By the turn of the last century, the Cripple Creek District had become a household word not only across America, but all over the world. Everyone knew where Cripple Creek was, and many yearned to seek their fortunes there. Among those celebrities hailing from the District were boxer Jack Dempsey, travel writer and radio personality Lowell Thomas, Colorado Governor Ralph Carr, and nightclub queen Texas Guinan. Famous visitors to the District included Theodore Roosevelt, Groucho Marx, Lily Langtree, and a number of musicians and movie stars.
Two labor wars occurred in the Cripple Creek District. The first, in 1893, settled in favor of the miners. The second labor war was much more violent. Riots and gunfights broke out as striking miners were deported by train to the state borders. There were deaths, injuries and inhumane acts. At one point, a Gatling gun was temporarily installed in the middle of Bennett Avenue in Cripple Creek as a deterrent to violence. By the time the strikes were settled statewide in about 1907, the mines were thought to be playing out and people began leaving the District in search of greener pastures.
Thankfully, some of the pioneer families who called the District home for decades chose to stay, living in what was left of the District even as it decayed under their feet. Through both World War I and II, the cities and towns continued to shrink as buildings were dismantled for use in reconstruction or firewood. Others simply sank into the ground under the weight of winter snows and age. As a result, only three towns exist today: Cripple Creek, Victor and the District’s third largest city, Goldfield. Each are roughly about 1/5 of their original size. Roughly four ghost towns remain visible to the naked eye, with several others either completely gone or buried forever under mine tailings.
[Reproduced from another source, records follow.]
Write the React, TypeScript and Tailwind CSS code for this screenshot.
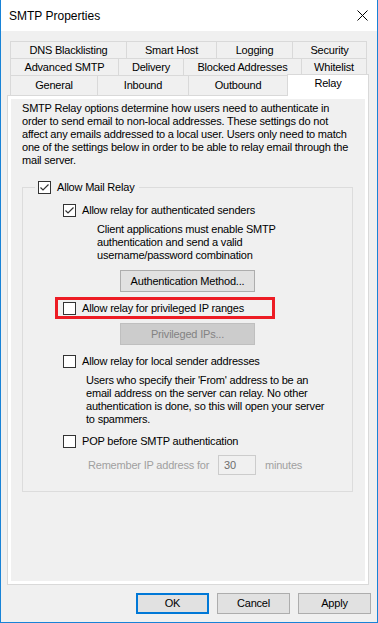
import React from 'react';

const FONT = "font-['Liberation_Sans',Arial,sans-serif]";

const CheckBox = ({ checked = false }: { checked?: boolean }) => (
  <div className="w-[13px] h-[13px] shrink-0 border border-[#333333] bg-white">
    {checked && (
      <svg width="11" height="11" viewBox="0 0 11 11">
        <path d="M1.5 5.5 L4 8 L9.5 2.5" fill="none" stroke="#333333" strokeWidth="1.2" />
      </svg>
    )}
  </div>
);

const CheckRow = ({ checked, label }: { checked?: boolean; label: string }) => (
  <div className="flex items-center h-[13px]">
    <CheckBox checked={checked} />
    <span className="ml-[6px] whitespace-nowrap leading-[13px]">{label}</span>
  </div>
);

const Lines = ({ lines, className = '' }: { lines: string[]; className?: string }) => (
  <div className={className}>
    {lines.map((l) => (
      <div key={l} className="h-[13px] leading-[13px] whitespace-nowrap">{l}</div>
    ))}
  </div>
);

const Tab = ({ label, w, last = false }: { label: string; w: string; last?: boolean }) => (
  <div className={`${w} h-full flex items-center justify-center border-l border-t border-[#d9d9d9] ${last ? 'border-r' : ''}`}>
    {label}
  </div>
);

const DlgButton = ({ label, primary = false }: { label: string; primary?: boolean }) => (
  <button
    className={`w-[73px] h-[21px] flex items-center justify-center bg-[#e1e1e1] ${
      primary ? 'border-2 border-[#0078d7]' : 'border border-[#adadad]'
    }`}
  >
    {label}
  </button>
);

export default function App() {
  return (
    <div className={`w-[378px] h-[623px] bg-[#f0f0f0] border-x border-b border-[#1883d7] flex flex-col text-[11px] tracking-[-0.2px] text-black ${FONT}`}>
      {/* title bar */}
      <div className="h-[31px] bg-white flex items-center justify-between pl-[8px] pr-[9px] shrink-0">
        <span className="text-[12px] tracking-normal">SMTP Properties</span>
        <svg width="11" height="11" viewBox="0 0 11 11">
          <path d="M0.5 0.5 L10.5 10.5 M10.5 0.5 L0.5 10.5" stroke="#000" strokeWidth="1" />
        </svg>
      </div>

      {/* tabs */}
      <div className="mt-[10px] ml-[9px] flex flex-col">
        <div className="flex h-[17px]">
          <Tab label="DNS Blacklisting" w="w-[116px]" />
          <Tab label="Smart Host" w="w-[90px]" />
          <Tab label="Logging" w="w-[76px]" />
          <Tab label="Security" w="w-[75px]" last />
        </div>
        <div className="flex h-[17px]">
          <Tab label="Advanced SMTP" w="w-[108px]" />
          <Tab label="Delivery" w="w-[65px]" />
          <Tab label="Blocked Addresses" w="w-[118px]" />
          <Tab label="Whitelist" w="w-[66px]" last />
        </div>
        <div className="flex h-[20px] items-end">
          <div className="w-[87px] h-[20px] flex items-center justify-center border-l border-t border-[#d9d9d9]">General</div>
          <div className="w-[91px] h-[20px] flex items-center justify-center border-l border-t border-[#d9d9d9]">Inbound</div>
          <div className="w-[99px] h-[20px] flex items-center justify-center border-l border-t border-[#d9d9d9]">Outbound</div>
          <div className="relative z-10 w-[82px] h-[22px] -mb-[1px] pb-[4px] flex items-center justify-center bg-white border-l border-t border-r border-[#d9d9d9]">
            Relay
          </div>
        </div>
      </div>

      {/* tab page */}
      <div className="ml-[6px] w-[362px] h-[490px] border border-[#d9d9d9] bg-white p-[3px] shrink-0">
        <div className="w-full h-full bg-[#f0f0f0] pt-[3px] pl-[11px]">
          <Lines
            lines={[
              'SMTP Relay options determine how users need to authenticate in',
              'order to send email to non-local addresses. These settings do not',
              'affect any emails addressed to a local user. Users only need to match',
              'one of the settings below in order to be able to relay email through the',
              'mail server.',
            ]}
          />

          {/* group box */}
          <div className="relative mt-[20px] w-[331px] h-[305px] border border-[#dcdcdc]">
            <div className="absolute -top-[7px] left-[12px] pl-[3px] pr-[4px] bg-[#f0f0f0]">
              <CheckRow checked label="Allow Mail Relay" />
            </div>

            <div className="pt-[16px] pl-[40px]">
              <CheckRow checked label="Allow relay for authenticated senders" />
            </div>
            <Lines
              className="mt-[6px] pl-[74px]"
              lines={[
                'Client applications must enable SMTP',
                'authentication and send a valid',
                'username/password combination',
              ]}
            />
            <div className="mt-[8px] ml-[97px] w-[135px] h-[22px] flex items-center justify-center bg-[#e1e1e1] border border-[#adadad]">
              Authentication Method...
            </div>

            <div className="mt-[5px] ml-[32px] w-[220px] h-[22px] border-[3px] border-[#ed1c24] flex items-center pl-[5px]">
              <CheckRow label="Allow relay for privileged IP ranges" />
            </div>

            <div className="mt-[4px] ml-[97px] w-[135px] h-[22px] flex items-center justify-center bg-[#cccccc] border border-[#bfbfbf] text-[#838383]">
              Privileged IPs...
            </div>

            <div className="mt-[10px] pl-[40px]">
              <CheckRow label="Allow relay for local sender addresses" />
            </div>
            <Lines
              className="mt-[6px] pl-[63px]"
              lines={[
                'Users who specify their \'From\' address to be an',
                'email address on the server can relay. No other',
                'authentication is done, so this will open your server',
                'to spammers.',
              ]}
            />

            <div className="mt-[9px] pl-[40px]">
              <CheckRow label="POP before SMTP authentication" />
            </div>

            <div className="mt-[7px] pl-[65px] flex items-center h-[20px] text-[#a0a0a0]">
              <span className="w-[130px] whitespace-nowrap">Remember IP address for</span>
              <div className="w-[38px] h-[20px] border border-[#cccccc] bg-[#f0f0f0] flex items-center pl-[5px] text-[#6d6d6d]">30</div>
              <span className="ml-[9px]">minutes</span>
            </div>
          </div>
        </div>
      </div>

      {/* dialog buttons */}
      <div className="mt-[8px] flex justify-end gap-[8px] pr-[6px]">
        <DlgButton label="OK" primary />
        <DlgButton label="Cancel" />
        <DlgButton label="Apply" />
      </div>
    </div>
  );
}
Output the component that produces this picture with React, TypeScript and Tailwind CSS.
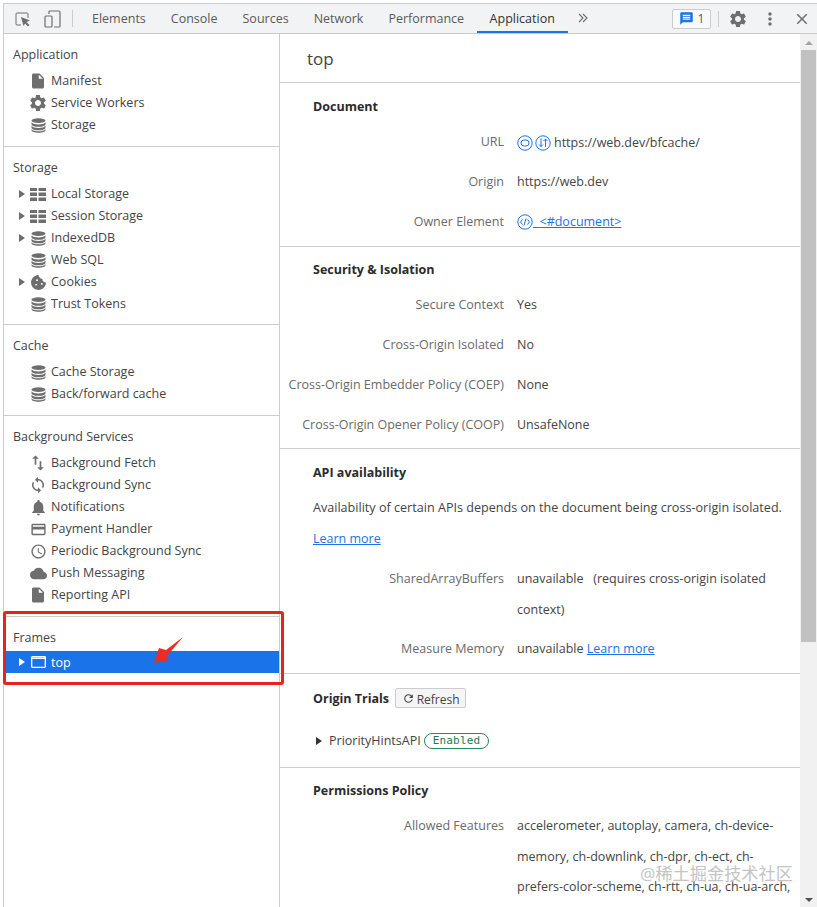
import { ReactNode } from "react";
import { FaCookieBite } from "react-icons/fa";
import {
  MdAccessTime,
  MdClose,
  MdCloud,
  MdCreditCard,
  MdInsertDriveFile,
  MdMessage,
  MdMoreVert,
  MdNotifications,
  MdRefresh,
  MdSettings,
  MdSwapVert,
  MdSync,
} from "react-icons/md";

const tabs = ["Elements", "Console", "Sources", "Network", "Performance"];

function TableIcon() {
  return (
    <svg width="16" height="13" viewBox="0 0 16 13" fill="currentColor">
      <rect x="0" y="0" width="7" height="3" />
      <rect x="8.5" y="0" width="7.5" height="3" />
      <rect x="0" y="4.5" width="7" height="3.5" />
      <rect x="8.5" y="4.5" width="7.5" height="3.5" />
      <rect x="0" y="9.5" width="7" height="3.5" />
      <rect x="8.5" y="9.5" width="7.5" height="3.5" />
    </svg>
  );
}

function Db() {
  return (
    <svg width="15" height="15" viewBox="0 0 15 15" fill="currentColor">
      <ellipse cx="7.5" cy="2.6" rx="7" ry="2.4" />
      <path d="M.5 4.300c1 1.500 3.800 2.200 7 2.200s6-.7 7-2.200V6.200c0 1.400-3 2.600-7 2.600S.5 7.600.5 6.200z" />
      <path d="M.5 7.800c1 1.500 3.800 2.200 7 2.200s6-.7 7-2.200v1.900c0 1.400-3 2.600-7 2.600s-7-1.200-7-2.600z" />
      <path d="M.5 11.200c1 1.400 3.800 2.100 7 2.100s6-.7 7-2.100v1.100c0 1.400-3 2.500-7 2.500s-7-1.100-7-2.500z" />
    </svg>
  );
}

function FrameIcon() {
  return (
    <svg width="15" height="12" viewBox="0 0 15 12" fill="none" stroke="currentColor">
      <rect x="0.700" y="0.700" width="13.600" height="10.600" rx="0.5" strokeWidth="1.300" />
      <path d="M1 2.200h13" strokeWidth="1.500" />
    </svg>
  );
}

function Caret({ dark }: { dark?: boolean }) {
  return (
    <svg width="6" height="8" viewBox="0 0 6 8" fill="currentColor" className={dark ? "text-[#333]" : ""}>
      <path d="M0 0l6 4-6 4z" />
    </svg>
  );
}

function SideItem({ icon, label, caret }: { icon: ReactNode; label: string; caret?: boolean }) {
  return (
    <div className="flex h-[22px] items-center text-[#444]">
      <div className="flex w-[22px] justify-end pr-[1px] text-[#6e6e6e]">{caret && <Caret />}</div>
      <div className="ml-[2px] flex w-[20px] justify-center text-[#6e6e6e]">{icon}</div>
      <span className="ml-[3px]">{label}</span>
    </div>
  );
}

function SideGroup({ title, children }: { title: string; children: ReactNode }) {
  return (
    <div className="border-b border-[#ccc] pt-[10px] pb-[10px]">
      <div className="flex h-[22px] items-center pl-[9px] text-[#444]">{title}</div>
      <div className="mt-[4px]">{children}</div>
    </div>
  );
}

function Row({ label, children }: { label: string; children: ReactNode }) {
  return (
    <div className="mt-[9.3px] flex leading-[30.5px]">
      <div className="w-[224px] shrink-0 text-right whitespace-nowrap text-[#6a6a6a]">{label}</div>
      <div className="ml-[13px] w-[280px] text-[#444]">{children}</div>
    </div>
  );
}

function RoundIcon({ children }: { children: ReactNode }) {
  return (
    <svg width="16" height="16" viewBox="0 0 16 16" fill="none" stroke="#1a73e8" strokeWidth="1" className="shrink-0">
      <circle cx="8" cy="8" r="7.200" />
      {children}
    </svg>
  );
}

export default function App() {
  return (
    <div
      className="relative h-[907px] w-[817px] overflow-hidden bg-white pt-[3px] pl-[3px] text-[12.5px]"
      style={{ fontFamily: '"Open Sans", "Noto Sans CJK SC", sans-serif' }}
    >
      <div className="flex h-[904px] flex-col border-l border-[#ccc]">
        {/* toolbar */}
        <header className="flex h-[31px] shrink-0 items-stretch border-t border-b border-[#ccc] bg-[#f1f3f4] text-[#5a5a5a]">
          <div className="flex w-[68px] items-center text-[#6e6e6e]">
            <svg width="16" height="16" viewBox="0 0 16 16" className="ml-[11px]" fill="none" stroke="currentColor">
              <path d="M6 14H2a1 1 0 0 1-1-1V3a1 1 0 0 1 1-1h10a1 1 0 0 1 1 1v4" strokeWidth="1" />
              <path d="M6 6l9 3.500-3.500 1.500 3 3-1.500 1.500-3-3L8.500 15z" fill="currentColor" stroke="none" />
            </svg>
            <svg width="17" height="18" viewBox="0 0 17 18" className="ml-[13px]" fill="none" stroke="currentColor">
              <path d="M5 4V2a1 1 0 0 1 1-1h9a1 1 0 0 1 1 1v14a1 1 0 0 1-1 1H10" strokeWidth="1.200" />
              <rect x="1" y="6" width="7" height="11" rx="1" strokeWidth="1.200" />
            </svg>
          </div>
          <div className="my-[6px] w-px bg-[#ccc]" />
          <div className="ml-[6.5px] flex">
            {tabs.map((t) => (
              <div key={t} className="flex items-center px-[12.5px] pt-[2px] whitespace-nowrap">
                {t}
              </div>
            ))}
            <div className="flex items-center border-b-2 border-[#1a73e8] px-[13px] pt-[4px] whitespace-nowrap text-[#333]">
              Application
            </div>
          </div>
          <div className="ml-[10px] flex items-center pb-[1px] text-[#6e6e6e]">
            <svg width="10" height="10" viewBox="0 0 10 10" fill="none" stroke="currentColor" strokeWidth="1.100">
              <path d="M1 1l4 4-4 4M5 1l4 4-4 4" />
            </svg>
          </div>
          <div className="ml-auto flex items-center text-[#6e6e6e]">
            <div className="flex h-[20px] w-[39px] items-center justify-center gap-[4px] rounded-[2px] border border-[#ccc] bg-[#f8f9fa] text-[12px] text-[#5a5a5a]">
              <MdMessage size={15} className="text-[#1a73e8]" />1
            </div>
            <div className="mx-[7px] h-[16px] w-px bg-[#ccc]" />
            <MdSettings size={20} className="ml-[2px]" />
            <MdMoreVert size={20} className="ml-[12px]" />
            <MdClose size={18} className="mr-[6px] ml-[13px]" />
          </div>
        </header>

        <div className="flex min-h-0 flex-1">
          {/* sidebar */}
          <aside className="w-[276px] shrink-0 border-r border-[#ccc]">
            <SideGroup title="Application">
              <SideItem icon={<MdInsertDriveFile size={18} />} label="Manifest" />
              <SideItem icon={<MdSettings size={20} />} label="Service Workers" />
              <SideItem icon={<Db />} label="Storage" />
            </SideGroup>
            <div className="[&>div]:pb-[9px]">
              <SideGroup title="Storage">
                <SideItem caret icon={<TableIcon />} label="Local Storage" />
                <SideItem caret icon={<TableIcon />} label="Session Storage" />
                <SideItem caret icon={<Db />} label="IndexedDB" />
                <SideItem icon={<Db />} label="Web SQL" />
                <SideItem caret icon={<FaCookieBite size={15} />} label="Cookies" />
                <SideItem icon={<Db />} label="Trust Tokens" />
              </SideGroup>
            </div>
            <SideGroup title="Cache">
              <SideItem icon={<Db />} label="Cache Storage" />
              <SideItem icon={<Db />} label="Back/forward cache" />
            </SideGroup>
            <SideGroup title="Background Services">
              <SideItem icon={<MdSwapVert size={20} />} label="Background Fetch" />
              <SideItem icon={<MdSync size={18} />} label="Background Sync" />
              <SideItem icon={<MdNotifications size={19} />} label="Notifications" />
              <SideItem icon={<MdCreditCard size={17} />} label="Payment Handler" />
              <SideItem icon={<MdAccessTime size={17} />} label="Periodic Background Sync" />
              <SideItem icon={<MdCloud size={17} />} label="Push Messaging" />
              <SideItem icon={<MdInsertDriveFile size={18} />} label="Reporting API" />
            </SideGroup>
            <div className="pt-[10px]">
              <div className="flex h-[22px] items-center pl-[9px] text-[#444]">Frames</div>
              <div className="mt-[2px] flex h-[22px] items-center bg-[#1a73e8] text-white">
                <div className="flex w-[22px] justify-end pr-[1px]">
                  <Caret />
                </div>
                <div className="ml-[2px] flex w-[20px] justify-center">
                  <FrameIcon />
                </div>
                <span className="ml-[3px] pt-[2px]">top</span>
              </div>
            </div>
          </aside>

          {/* main */}
          <main className="min-w-0 flex-1 overflow-hidden">
            <div className="flex h-[49px] items-center border-b border-[#ccc] pt-[1px] pl-[27px] text-[17px] text-[#444]">
              top
            </div>

            <section className="border-b border-[#ccc] pt-[13px] pb-[8.2px]">
              <h2 className="flex h-[22px] items-center pl-[33px] font-bold text-[#2b2b2b]">Document</h2>
              <div className="mt-[0.4px]">
                <Row label="URL">
                  <div className="flex h-[30.5px] items-center gap-[2px] pt-[1.5px]">
                    <RoundIcon>
                      <rect x="4" y="5" width="8" height="6" rx="3" />
                    </RoundIcon>
                    <RoundIcon>
                      <path d="M6 3.500v8M4 9.500l2 2 2-2M10.500 12V4M8.500 6l2-2 2 2" />
                    </RoundIcon>
                    <span className="ml-[1px]">https://web.dev/bfcache/</span>
                  </div>
                </Row>
                <Row label="Origin">https://web.dev</Row>
                <Row label="Owner Element">
                  <div className="flex items-center">
                    <RoundIcon>
                      <path d="M5.500 5.500L3.500 8l2 2.500M10.500 5.500l2 2.500-2 2.500M9 4.500L7 11.500" />
                    </RoundIcon>
                    <span className="whitespace-pre text-[#1a73e8] underline">  {"<#document>"}</span>
                  </div>
                </Row>
              </div>
            </section>

            <section className="border-b border-[#ccc] pt-[12.4px] pb-[8px]">
              <h2 className="flex h-[22px] items-center pl-[33px] font-bold text-[#2b2b2b]">Security & Isolation</h2>
              <div className="mt-[0.4px]">
                <Row label="Secure Context">Yes</Row>
                <Row label="Cross-Origin Isolated">No</Row>
                <Row label="Cross-Origin Embedder Policy (COEP)">None</Row>
                <Row label="Cross-Origin Opener Policy (COOP)">UnsafeNone</Row>
              </div>
            </section>

            <section className="border-b border-[#ccc] pt-[13px] pb-[8.2px]">
              <h2 className="flex h-[22px] items-center pl-[33px] font-bold text-[#2b2b2b]">API availability</h2>
              <p className="mt-[9px] pl-[33px] text-[12.6px] leading-[30.5px] whitespace-nowrap text-[#444]">
                Availability of certain APIs depends on the document being cross-origin isolated.
              </p>
              <p className="mt-[0.6px] pl-[33px] leading-[30.5px] text-[#1a73e8] underline">Learn more</p>
              <Row label="SharedArrayBuffers">
                <span className="whitespace-pre">unavailable   (requires cross-origin isolated</span>
                <br />
                context)
              </Row>
              <Row label="Measure Memory">
                unavailable <span className="text-[#1a73e8] underline">Learn more</span>
              </Row>
            </section>

            <section className="border-b border-[#ccc] pt-[14px] pb-[16px]">
              <div className="flex h-[20px] items-center pl-[33px]">
                <h2 className="pt-[3px] font-bold text-[#2b2b2b]">Origin Trials</h2>
                <button className="ml-[6px] flex h-[20px] w-[71px] items-center justify-center gap-[2px] rounded-[2px] border border-[#ccc] bg-[#f5f5f5] pt-[3px] text-[12px] text-[#444]">
                  <MdRefresh size={13} className="mb-[2px]" />
                  Refresh
                </button>
              </div>
              <div className="mt-[23px] flex h-[20px] items-center pl-[36px] text-[#444]">
                <Caret dark />
                <span className="ml-[7px]">PriorityHintsAPI</span>
                <span
                  className="ml-[3px] flex h-[16px] items-center rounded-full border border-[#1e8e5a] px-[8px] text-[11px] tracking-[0.2px] text-[#1e7a50]"
                  style={{ fontFamily: '"DejaVu Sans Mono", monospace' }}
                >
                  Enabled
                </span>
              </div>
            </section>

            <section className="pt-[12px]">
              <h2 className="flex h-[22px] items-center pl-[33px] font-bold text-[#2b2b2b]">Permissions Policy</h2>
              <div className="mt-[3.6px]">
                <Row label="Allowed Features">
                  accelerometer, autoplay, camera, ch-device-
                  <br />
                  memory, ch-downlink, ch-dpr, ch-ect, ch-
                  <br />
                  <span className="whitespace-nowrap">prefers-color-scheme, ch-rtt, ch-ua, ch-ua-arch,</span>
                </Row>
              </div>
            </section>
          </main>

          {/* scrollbar */}
          <div className="flex w-[17px] shrink-0 flex-col items-center bg-[#f1f1f1]">
            <div className="mt-[7px] h-0 w-0 border-x-[4px] border-b-[4px] border-x-transparent border-b-[#a3a3a3]" />
            <div className="mt-[5px] h-[592px] w-[15px] bg-[#c1c1c1]" />
            <div className="mt-auto mb-[5px] h-0 w-0 border-x-[4px] border-t-[4px] border-x-transparent border-t-[#505050]" />
          </div>
        </div>
      </div>

      {/* annotation drawn over the screenshot */}
      <div className="absolute top-[611px] left-[3px] h-[74px] w-[281px] rounded-[3px] border-[3px] border-[#e8231b]" />
      <svg className="absolute top-[636px] left-[152px]" width="32" height="30" viewBox="0 0 32 30">
        <path d="M31 1L14 14 7 12 2 27l15-3-2-4z" fill="#ee2c24" />
      </svg>
      <div className="absolute top-[861px] left-[640px] text-[17.2px] whitespace-nowrap text-[#c4c4c4] [text-shadow:0_0_1px_#fff]">
        @稀土掘金技术社区
      </div>
    </div>
  );
}
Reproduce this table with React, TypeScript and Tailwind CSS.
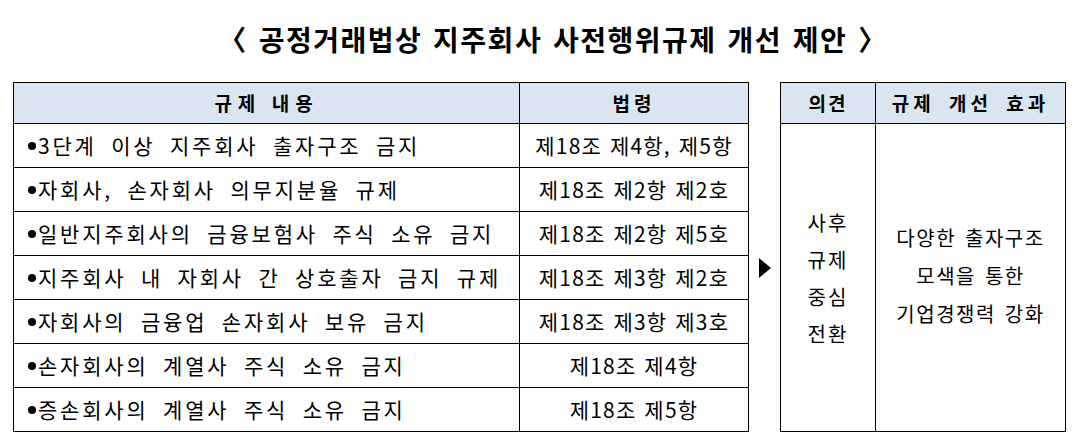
const rows = [
  ["3단계 이상 지주회사 출자구조 금지", "제18조 제4항, 제5항"],
  ["자회사, 손자회사 의무지분율 규제", "제18조 제2항 제2호"],
  ["일반지주회사의 금융보험사 주식 소유 금지", "제18조 제2항 제5호"],
  ["지주회사 내 자회사 간 상호출자 금지 규제", "제18조 제3항 제2호"],
  ["자회사의 금융업 손자회사 보유 금지", "제18조 제3항 제3호"],
  ["손자회사의 계열사 주식 소유 금지", "제18조 제4항"],
  ["증손회사의 계열사 주식 소유 금지", "제18조 제5항"],
];

export default function App() {
  return (
    <div className="h-[444px] w-[1086px] bg-white font-['Noto_Sans_CJK_KR',sans-serif] text-black">
      {/* Title */}
      <div className="pl-[20px] pt-[22px] text-center text-[28px] font-bold leading-[35px] tracking-[1.5px] [word-spacing:3px]">
        〈 공정거래법상 지주회사 사전행위규제 개선 제안 〉
      </div>

      <div className="mt-[25px] flex items-stretch pl-[13px]">
        {/* Left table */}
        <div className="w-[736px] border border-black">
          <div className="flex h-[41px] border-b border-black bg-[#dbe5f1] text-[19px] font-bold">
            <div className="flex w-[506px] items-center justify-center border-r border-black tracking-[6px]">
              규제 내용
            </div>
            <div className="flex flex-1 items-center justify-center tracking-[4px]">
              법령
            </div>
          </div>
          {rows.map(([text, law], i) => (
            <div
              key={i}
              className={`flex text-[21px] ${i < rows.length - 1 ? "h-[44px] border-b border-black" : "h-[43px]"}`}
            >
              <div className="flex w-[506px] items-center whitespace-nowrap border-r border-black pl-[14px] tracking-[2.8px] [word-spacing:7px]">
                <span className="mr-[2px] inline-block h-[8px] w-[8px] shrink-0 rounded-full bg-black" />
                {text}
              </div>
              <div className="flex flex-1 items-center justify-center whitespace-nowrap tracking-[1.2px] [word-spacing:2px]">
                {law}
              </div>
            </div>
          ))}
        </div>

        {/* Arrow */}
        <div className="flex w-[31px] items-center justify-center pt-[22px]">
          <svg width="12" height="20" viewBox="0 0 12 20">
            <polygon points="0,0 12,10 0,20" fill="black" />
          </svg>
        </div>

        {/* Right table */}
        <div className="flex w-[286px] flex-col border border-black">
          <div className="flex h-[41px] border-b border-black bg-[#dbe5f1] text-[19px] font-bold">
            <div className="flex w-[95px] items-center justify-center border-r border-black tracking-[2px]">
              의견
            </div>
            <div className="flex flex-1 items-center justify-center tracking-[4px] [word-spacing:6px]">
              규제 개선 효과
            </div>
          </div>
          <div className="flex flex-1 text-[20px]">
            <div className="flex w-[95px] flex-col items-center justify-center border-r border-black leading-[37px] tracking-[2px]">
              <span>사후</span>
              <span>규제</span>
              <span>중심</span>
              <span>전환</span>
            </div>
            <div className="flex flex-1 flex-col items-center justify-center pb-[4px] leading-[38px] tracking-[1.5px] [word-spacing:3px]">
              <span>다양한 출자구조</span>
              <span>모색을 통한</span>
              <span>기업경쟁력 강화</span>
            </div>
          </div>
        </div>
      </div>
    </div>
  );
}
Beginning in the late 1940’s and continuing into the 1980’s, the District evolved into a quaint tourist destination. Then in about 1989, Cripple Creek and other towns like it began considering legalized gambling to save their historic integrity. A century after its birth, Cripple Creek’s rebirth came in the form of limited stakes gaming. Alongside the gaming came the Cripple Creek & Victor Mine, which is currently the largest open pit mine in the state.
Today, fifteen casinos line Bennett Avenue in Cripple Creek, and the city is ten years into its second boom in 100 years. The city of Victor is surviving as a non-gaming tourist attraction with a healthy residential population, while Goldfield has melded into a quiet bedroom community with no commercial businesses. Live music, street festivals and a series of other events take place regularly within the District. Many of them, such as Donkey Derby Days and Gold Rush Days, are traditions dating back as long as 70 years; others are new events spawned out of the need for tourism. True to its heritage, the Cripple Creek District continues to be a wonderful year-round destination for residents and visitors of all ages.